But there are changes afoot: the regulatory framework governing how European banks verify identity and execute contracts is undergoing its most significant transformation in a decade. Europe's new Anti-Money Laundering Authority (AMLA) has developed regulatory technical standards that establish a verification hierarchy that favours eIDAS-compliant methods like the EU Digital Identity Wallet (EUDI Wallet) making Qualified Electronic Signatures (QES) as the preferred method for executing legally binding contracts. 

This isn't just another regulatory update. With the EUDI Wallet rollout occurring throughout 2026, eIDAS-compliant verification and QES is quickly becoming the regulatory gold standard. Here's what's changing, what the deadlines are, and what banks need to do to prepare. 

What is a Qualified Electronic Signature (QES)? 

A Qualified Electronic Signature (QES) is the highest level of electronic signature under EU law. It's created using cryptographic technology and requires the signer to be verified by a Qualified Trust Service Provider (QTSP) — a government-approved organisation that confirms your identity before issuing signature credentials. 

When you sign a document with QES, you're using a private cryptographic key (stored securely on your device) that's uniquely linked to your verified identity. The signature includes a timestamp, your qualified certificate, and tamper-detection technology that shows if the document has been altered after signing. 

For banks, this matters because account agreements, loan documents, and high-value contracts signed with QES carry the strongest legal certainty. Under Article 25(2) of the eIDAS Regulation (EU) No 910/2014), QES has the same weight as a handwritten signature. Unlike the basic "click to accept" buttons banks use for general terms and conditions, QES provides non-repudiation and cryptographic proof of authenticity. This means there’s no ambiguity about contract validity if disputes arise. 
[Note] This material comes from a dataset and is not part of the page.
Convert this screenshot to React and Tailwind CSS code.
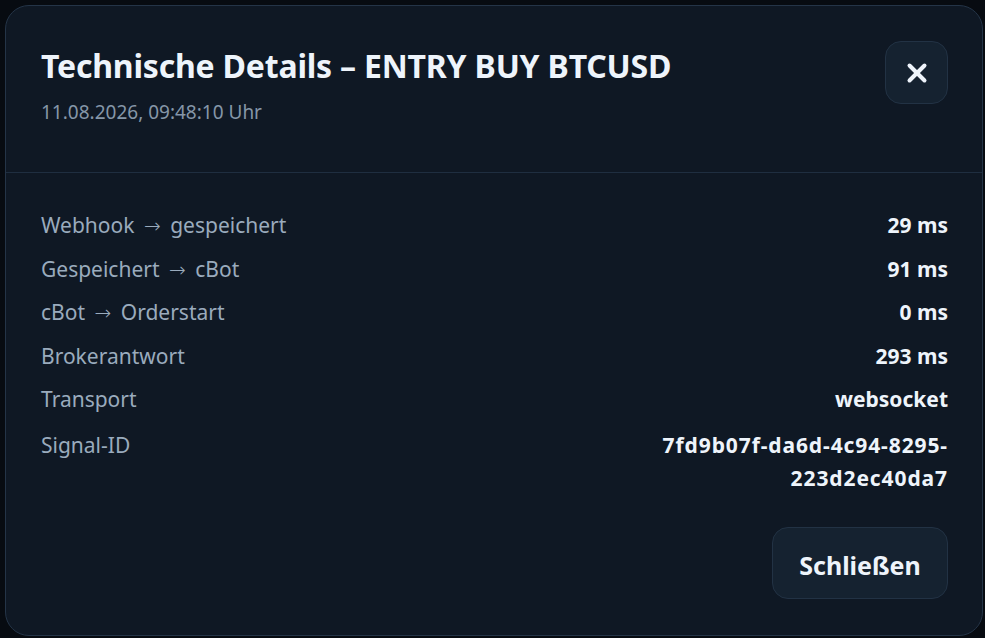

How does QES work in practice? 

Historically, creating a QES was cumbersome: customers had to verify their identity through a trusted registration authority, receive a qualified certificate from a QTSP, and then use USB tokens or smart card readers plugged into their computers to sign documents. This multi-step process required hardware, desktop software, and lots of patience, leading to poor user experience and low adoption among banks and customers alike. But the new EUDI Wallet transforms this entirely.  

The EUDI Wallet: The new frontier in Qualified Electronic Signatures 

Rolling out across EU member states in 2026 and 2027, the EU Digital Identity Wallet (EUDI Wallet) is a government-issued smartphone app that stores verified identity credentials and enables citizens to prove their identity and create legally binding signatures across all EU services. Users can download the wallet app, verify their identity using their national ID scheme or passport, and their government-issued credentials are stored securely with QES capability enabled. 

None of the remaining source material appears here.